Raphael Bostic, a professor at the University of Southern California’s Sol Price School of Public Policy, said that the Environmental Quality Act had achieved its original purpose. But its overall effects have become more complicated over time.
“There is now consideration of environmental issues before development rather than after, which was one of the overarching goals,” he said. “But now, it’s used much more regularly as a tool to stop development and make development more costly.”
Editorial pages up and down the state have endorsed reforming the law. And in July, three former governors — George Deukmejian and Pete Wilson, both Republicans, and Gray Davis, a Democrat — wrote an op-ed for the San Diego Union-Tribune advocating for “modernization” of the Environmental Quality Act.
Waiting on an overhaul
In an interview, Davis said that while the original intent of the law should remain intact, the high unemployment rate made some kind of overhaul imperative.

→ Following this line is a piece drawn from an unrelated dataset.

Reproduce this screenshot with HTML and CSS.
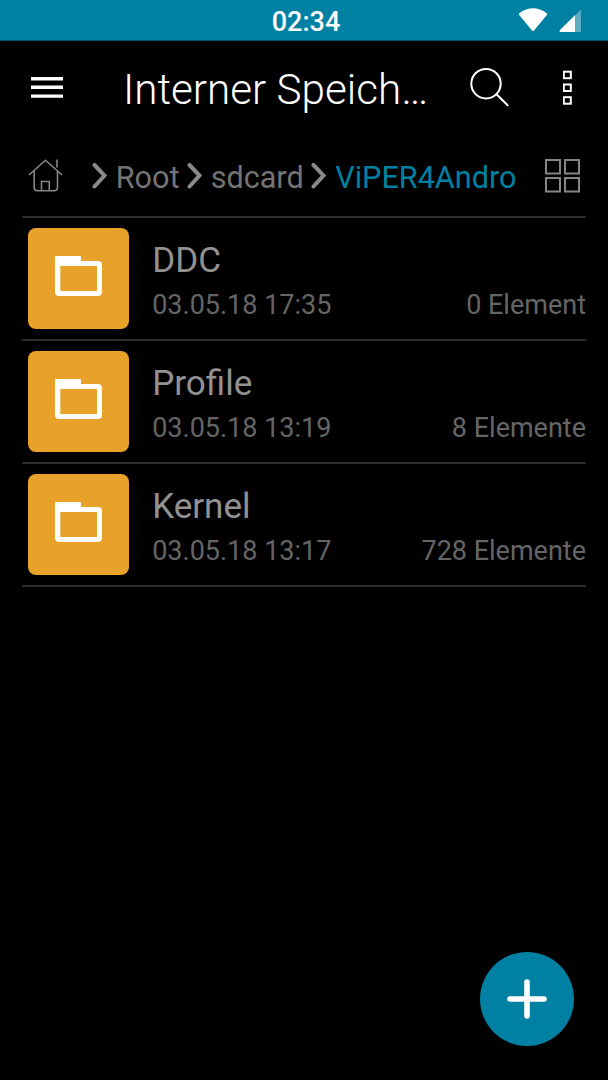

“There are a lot of very worthwhile projects that are being stalled indefinitely for reasons largely unrelated to the environment,” Davis said. “Maybe if they could have gotten started, people could have gotten to work a lot sooner.”
Thus far, state lawmakers have managed only relatively minor changes to the law. Last year, Brown signed legislation to fast-track a proposed football stadium in downtown Los Angeles. Another bill, which would exempt striping bicycle lanes from the Environmental Quality Act, now awaits his signature.
Despite significant bipartisan support, any major reform of the law remains a tall order in Sacramento.
Brian Nestande, a Republican assemblyman, was part of the bipartisan coalition that supported Rubio’s short-lived bill.
“There is no doubt that was a missed opportunity — it’s going to be tough to do it next session,” Nestande said. “Striping bike lanes on a road can’t even be done without an environmental analysis. That’s the level of insanity this has gotten to.”